## WHAT YOU NEED TO DO
Below are the records. List every line holding the word "styles".

## DATA EXCERPTS
═══

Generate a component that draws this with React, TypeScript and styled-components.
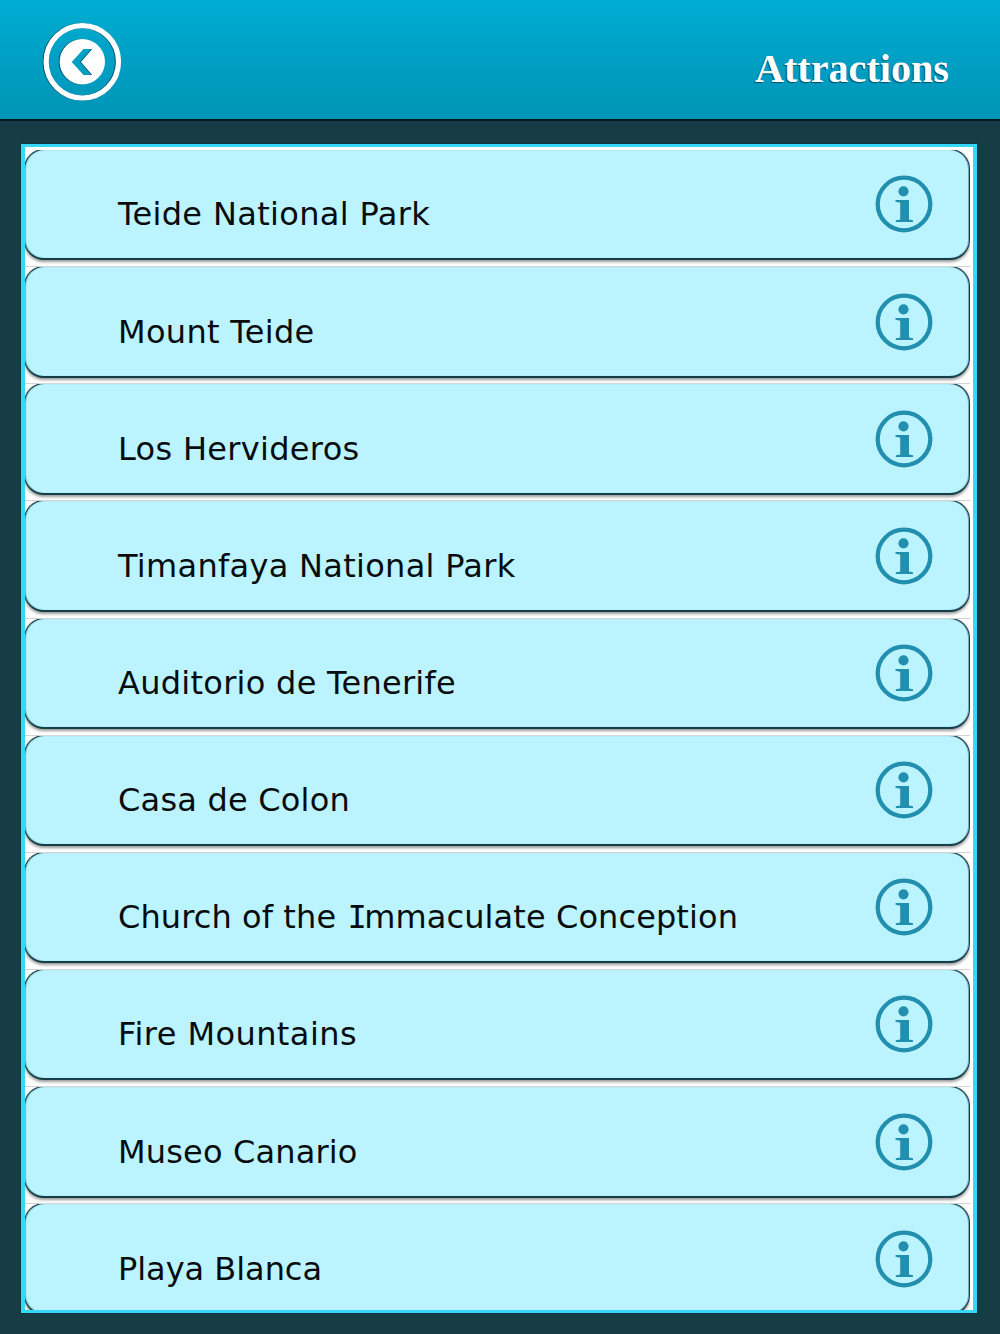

═══

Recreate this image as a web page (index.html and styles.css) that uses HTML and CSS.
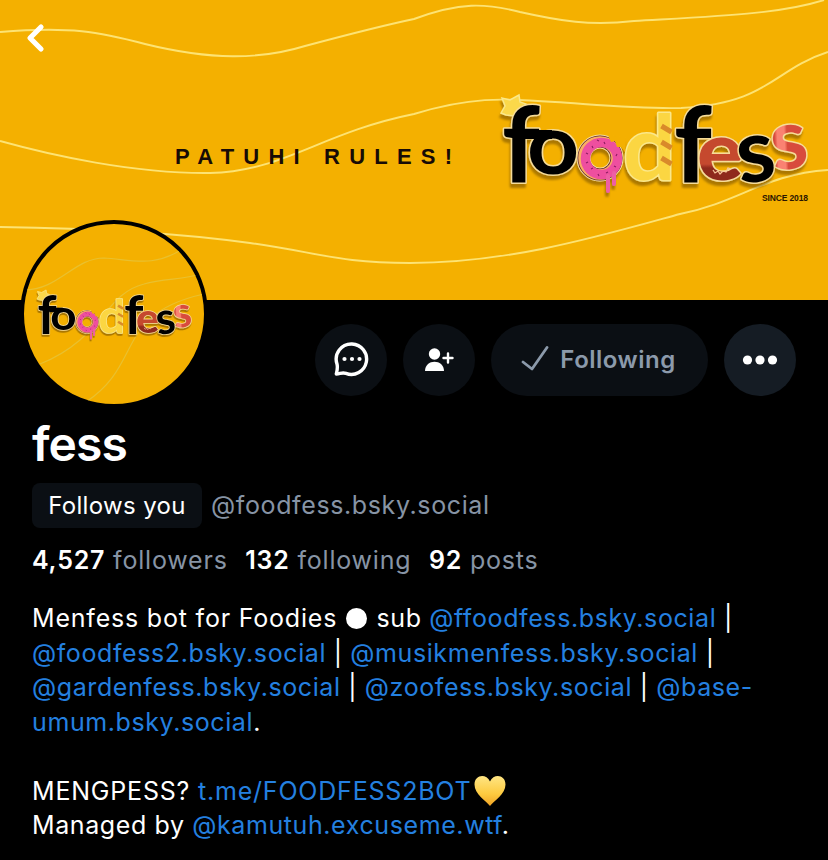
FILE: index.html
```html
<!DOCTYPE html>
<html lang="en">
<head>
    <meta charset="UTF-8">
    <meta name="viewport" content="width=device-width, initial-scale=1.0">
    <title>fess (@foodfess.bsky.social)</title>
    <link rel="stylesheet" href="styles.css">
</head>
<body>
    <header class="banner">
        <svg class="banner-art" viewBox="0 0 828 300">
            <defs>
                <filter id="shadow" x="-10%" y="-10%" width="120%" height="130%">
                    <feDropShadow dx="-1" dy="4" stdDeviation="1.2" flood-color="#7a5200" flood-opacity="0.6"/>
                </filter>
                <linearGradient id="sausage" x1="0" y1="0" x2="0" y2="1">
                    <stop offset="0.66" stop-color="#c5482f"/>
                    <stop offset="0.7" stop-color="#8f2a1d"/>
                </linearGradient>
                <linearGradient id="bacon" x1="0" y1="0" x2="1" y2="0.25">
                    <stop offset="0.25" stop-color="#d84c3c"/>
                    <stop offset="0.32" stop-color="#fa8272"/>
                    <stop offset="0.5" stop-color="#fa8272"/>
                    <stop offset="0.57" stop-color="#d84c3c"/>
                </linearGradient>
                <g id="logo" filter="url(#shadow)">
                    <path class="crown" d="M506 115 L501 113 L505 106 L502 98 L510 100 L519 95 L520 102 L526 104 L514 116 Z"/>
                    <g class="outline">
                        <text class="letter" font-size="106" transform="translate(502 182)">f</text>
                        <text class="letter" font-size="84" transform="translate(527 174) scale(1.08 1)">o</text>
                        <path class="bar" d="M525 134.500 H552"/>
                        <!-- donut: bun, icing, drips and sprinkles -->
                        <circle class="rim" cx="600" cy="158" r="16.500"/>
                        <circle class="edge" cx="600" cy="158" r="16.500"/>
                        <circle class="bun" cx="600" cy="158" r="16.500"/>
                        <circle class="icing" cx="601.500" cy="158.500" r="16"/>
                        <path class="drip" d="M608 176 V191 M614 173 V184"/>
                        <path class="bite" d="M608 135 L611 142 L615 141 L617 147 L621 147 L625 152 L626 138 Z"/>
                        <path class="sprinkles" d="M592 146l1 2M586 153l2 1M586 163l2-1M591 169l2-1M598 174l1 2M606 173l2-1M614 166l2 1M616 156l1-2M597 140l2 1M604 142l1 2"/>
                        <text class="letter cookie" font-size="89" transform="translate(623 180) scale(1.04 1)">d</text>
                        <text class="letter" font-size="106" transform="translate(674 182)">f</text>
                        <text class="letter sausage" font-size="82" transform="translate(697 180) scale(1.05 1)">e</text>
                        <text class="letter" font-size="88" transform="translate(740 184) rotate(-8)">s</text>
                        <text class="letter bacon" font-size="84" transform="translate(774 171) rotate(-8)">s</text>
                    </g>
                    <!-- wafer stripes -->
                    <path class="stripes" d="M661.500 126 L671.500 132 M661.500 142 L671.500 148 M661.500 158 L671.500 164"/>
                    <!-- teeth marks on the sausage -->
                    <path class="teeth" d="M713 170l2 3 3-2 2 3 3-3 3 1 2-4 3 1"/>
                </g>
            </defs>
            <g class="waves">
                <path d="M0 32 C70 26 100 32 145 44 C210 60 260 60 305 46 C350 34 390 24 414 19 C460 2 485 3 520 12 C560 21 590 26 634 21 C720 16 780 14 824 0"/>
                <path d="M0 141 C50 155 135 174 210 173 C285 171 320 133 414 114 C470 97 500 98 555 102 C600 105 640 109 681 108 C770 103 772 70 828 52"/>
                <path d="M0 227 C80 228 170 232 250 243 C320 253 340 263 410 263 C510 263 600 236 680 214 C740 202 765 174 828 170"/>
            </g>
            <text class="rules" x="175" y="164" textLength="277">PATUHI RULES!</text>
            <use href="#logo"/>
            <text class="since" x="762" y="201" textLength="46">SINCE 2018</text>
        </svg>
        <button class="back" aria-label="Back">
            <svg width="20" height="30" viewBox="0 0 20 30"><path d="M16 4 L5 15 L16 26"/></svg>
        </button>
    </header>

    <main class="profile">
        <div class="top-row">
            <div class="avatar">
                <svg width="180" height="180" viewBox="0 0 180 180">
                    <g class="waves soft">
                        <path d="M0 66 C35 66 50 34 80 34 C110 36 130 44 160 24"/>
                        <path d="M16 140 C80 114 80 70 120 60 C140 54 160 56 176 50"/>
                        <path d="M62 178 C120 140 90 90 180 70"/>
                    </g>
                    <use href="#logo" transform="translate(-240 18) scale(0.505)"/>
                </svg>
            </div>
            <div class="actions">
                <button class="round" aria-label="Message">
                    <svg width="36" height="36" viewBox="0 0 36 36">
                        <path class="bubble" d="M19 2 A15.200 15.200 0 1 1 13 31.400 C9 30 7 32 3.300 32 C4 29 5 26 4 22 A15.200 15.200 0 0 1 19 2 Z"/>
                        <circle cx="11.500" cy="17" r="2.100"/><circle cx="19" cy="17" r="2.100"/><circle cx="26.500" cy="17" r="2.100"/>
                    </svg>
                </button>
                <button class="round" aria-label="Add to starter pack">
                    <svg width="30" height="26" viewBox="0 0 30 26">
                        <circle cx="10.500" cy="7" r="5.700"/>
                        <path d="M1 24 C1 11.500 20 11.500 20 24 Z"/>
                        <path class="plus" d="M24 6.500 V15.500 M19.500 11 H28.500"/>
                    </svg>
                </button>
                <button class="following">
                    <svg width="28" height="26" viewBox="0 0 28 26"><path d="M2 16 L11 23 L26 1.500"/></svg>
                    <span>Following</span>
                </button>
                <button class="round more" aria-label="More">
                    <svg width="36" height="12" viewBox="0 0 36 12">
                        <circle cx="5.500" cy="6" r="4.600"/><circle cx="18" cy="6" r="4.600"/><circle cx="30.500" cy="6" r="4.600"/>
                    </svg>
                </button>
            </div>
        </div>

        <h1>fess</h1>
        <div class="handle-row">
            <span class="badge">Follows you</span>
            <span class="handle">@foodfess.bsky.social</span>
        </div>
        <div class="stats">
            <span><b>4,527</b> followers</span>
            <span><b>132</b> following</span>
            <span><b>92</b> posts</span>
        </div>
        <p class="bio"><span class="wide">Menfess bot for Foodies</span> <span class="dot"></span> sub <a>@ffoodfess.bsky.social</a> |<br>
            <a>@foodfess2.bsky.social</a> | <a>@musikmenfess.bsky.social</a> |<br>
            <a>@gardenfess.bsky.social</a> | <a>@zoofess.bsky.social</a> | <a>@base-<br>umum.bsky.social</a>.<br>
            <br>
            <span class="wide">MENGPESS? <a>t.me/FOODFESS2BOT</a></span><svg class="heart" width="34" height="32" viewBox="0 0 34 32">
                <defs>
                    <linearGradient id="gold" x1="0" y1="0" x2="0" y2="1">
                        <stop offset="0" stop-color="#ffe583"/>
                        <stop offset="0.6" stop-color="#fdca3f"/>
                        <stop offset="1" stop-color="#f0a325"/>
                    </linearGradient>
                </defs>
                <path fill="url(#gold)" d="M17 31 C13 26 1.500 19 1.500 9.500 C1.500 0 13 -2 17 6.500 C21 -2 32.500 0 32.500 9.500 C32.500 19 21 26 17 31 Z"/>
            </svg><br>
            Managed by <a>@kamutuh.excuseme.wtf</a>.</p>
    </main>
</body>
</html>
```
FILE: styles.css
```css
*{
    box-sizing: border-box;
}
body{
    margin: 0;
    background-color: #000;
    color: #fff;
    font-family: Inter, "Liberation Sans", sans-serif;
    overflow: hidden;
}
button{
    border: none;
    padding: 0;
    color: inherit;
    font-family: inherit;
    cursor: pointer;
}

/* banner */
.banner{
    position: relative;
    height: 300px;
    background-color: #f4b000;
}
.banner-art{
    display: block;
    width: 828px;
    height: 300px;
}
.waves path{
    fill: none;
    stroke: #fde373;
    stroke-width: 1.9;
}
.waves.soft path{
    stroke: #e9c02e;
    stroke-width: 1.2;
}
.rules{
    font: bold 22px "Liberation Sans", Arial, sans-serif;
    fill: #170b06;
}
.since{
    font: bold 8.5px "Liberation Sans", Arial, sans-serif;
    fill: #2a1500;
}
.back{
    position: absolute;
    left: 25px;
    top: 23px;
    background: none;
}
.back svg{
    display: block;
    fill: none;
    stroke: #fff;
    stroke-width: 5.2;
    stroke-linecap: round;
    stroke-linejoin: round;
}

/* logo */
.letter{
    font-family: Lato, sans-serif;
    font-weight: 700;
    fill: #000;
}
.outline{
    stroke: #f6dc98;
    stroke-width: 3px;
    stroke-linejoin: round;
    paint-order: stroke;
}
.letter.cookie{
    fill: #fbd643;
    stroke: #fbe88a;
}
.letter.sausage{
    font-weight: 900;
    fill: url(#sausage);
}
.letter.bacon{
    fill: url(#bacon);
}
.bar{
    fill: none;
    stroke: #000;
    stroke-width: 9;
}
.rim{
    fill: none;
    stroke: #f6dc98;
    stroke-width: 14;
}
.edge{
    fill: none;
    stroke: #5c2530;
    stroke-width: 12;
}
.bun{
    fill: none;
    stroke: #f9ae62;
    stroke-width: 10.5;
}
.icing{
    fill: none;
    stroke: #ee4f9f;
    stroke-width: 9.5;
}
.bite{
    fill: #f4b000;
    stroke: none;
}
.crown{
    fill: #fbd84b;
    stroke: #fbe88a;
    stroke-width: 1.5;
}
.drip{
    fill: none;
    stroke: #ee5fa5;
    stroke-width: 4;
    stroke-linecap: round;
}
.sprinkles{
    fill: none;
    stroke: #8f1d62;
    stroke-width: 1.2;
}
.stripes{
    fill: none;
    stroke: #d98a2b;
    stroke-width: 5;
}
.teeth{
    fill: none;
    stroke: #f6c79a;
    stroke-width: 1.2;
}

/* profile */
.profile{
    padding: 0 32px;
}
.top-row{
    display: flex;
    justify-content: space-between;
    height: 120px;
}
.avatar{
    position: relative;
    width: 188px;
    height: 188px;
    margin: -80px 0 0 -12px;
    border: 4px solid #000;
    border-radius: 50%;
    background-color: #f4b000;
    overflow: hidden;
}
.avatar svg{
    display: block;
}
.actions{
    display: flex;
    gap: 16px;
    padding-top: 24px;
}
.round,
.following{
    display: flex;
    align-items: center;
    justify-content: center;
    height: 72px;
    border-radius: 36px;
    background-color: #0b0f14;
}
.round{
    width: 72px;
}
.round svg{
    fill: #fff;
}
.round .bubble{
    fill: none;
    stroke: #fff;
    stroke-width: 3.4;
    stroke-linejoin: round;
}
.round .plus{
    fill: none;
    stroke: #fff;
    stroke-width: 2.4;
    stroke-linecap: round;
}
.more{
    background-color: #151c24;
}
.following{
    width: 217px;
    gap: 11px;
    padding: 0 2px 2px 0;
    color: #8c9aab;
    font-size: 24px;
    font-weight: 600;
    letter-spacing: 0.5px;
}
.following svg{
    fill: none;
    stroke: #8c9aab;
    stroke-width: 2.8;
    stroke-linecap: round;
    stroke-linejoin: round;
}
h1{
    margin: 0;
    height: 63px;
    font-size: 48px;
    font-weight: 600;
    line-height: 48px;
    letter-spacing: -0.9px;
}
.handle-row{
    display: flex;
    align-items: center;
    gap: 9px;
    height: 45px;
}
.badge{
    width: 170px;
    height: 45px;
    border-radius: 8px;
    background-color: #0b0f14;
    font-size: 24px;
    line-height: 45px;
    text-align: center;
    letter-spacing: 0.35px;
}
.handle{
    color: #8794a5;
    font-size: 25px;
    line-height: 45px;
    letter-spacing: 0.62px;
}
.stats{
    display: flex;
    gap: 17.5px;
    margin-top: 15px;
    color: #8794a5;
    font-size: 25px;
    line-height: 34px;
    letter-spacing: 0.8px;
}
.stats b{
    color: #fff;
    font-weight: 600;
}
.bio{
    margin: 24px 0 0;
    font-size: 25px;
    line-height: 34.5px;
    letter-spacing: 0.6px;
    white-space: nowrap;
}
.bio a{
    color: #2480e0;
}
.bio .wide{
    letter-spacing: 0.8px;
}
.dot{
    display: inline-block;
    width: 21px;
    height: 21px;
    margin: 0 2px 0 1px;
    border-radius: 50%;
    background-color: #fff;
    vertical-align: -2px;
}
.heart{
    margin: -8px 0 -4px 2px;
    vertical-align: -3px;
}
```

═══

## CORRECT RESPONSE
Recreate this image as a web page (index.html and styles.css) that uses HTML and CSS.
    <link rel="stylesheet" href="styles.css">
FILE: styles.css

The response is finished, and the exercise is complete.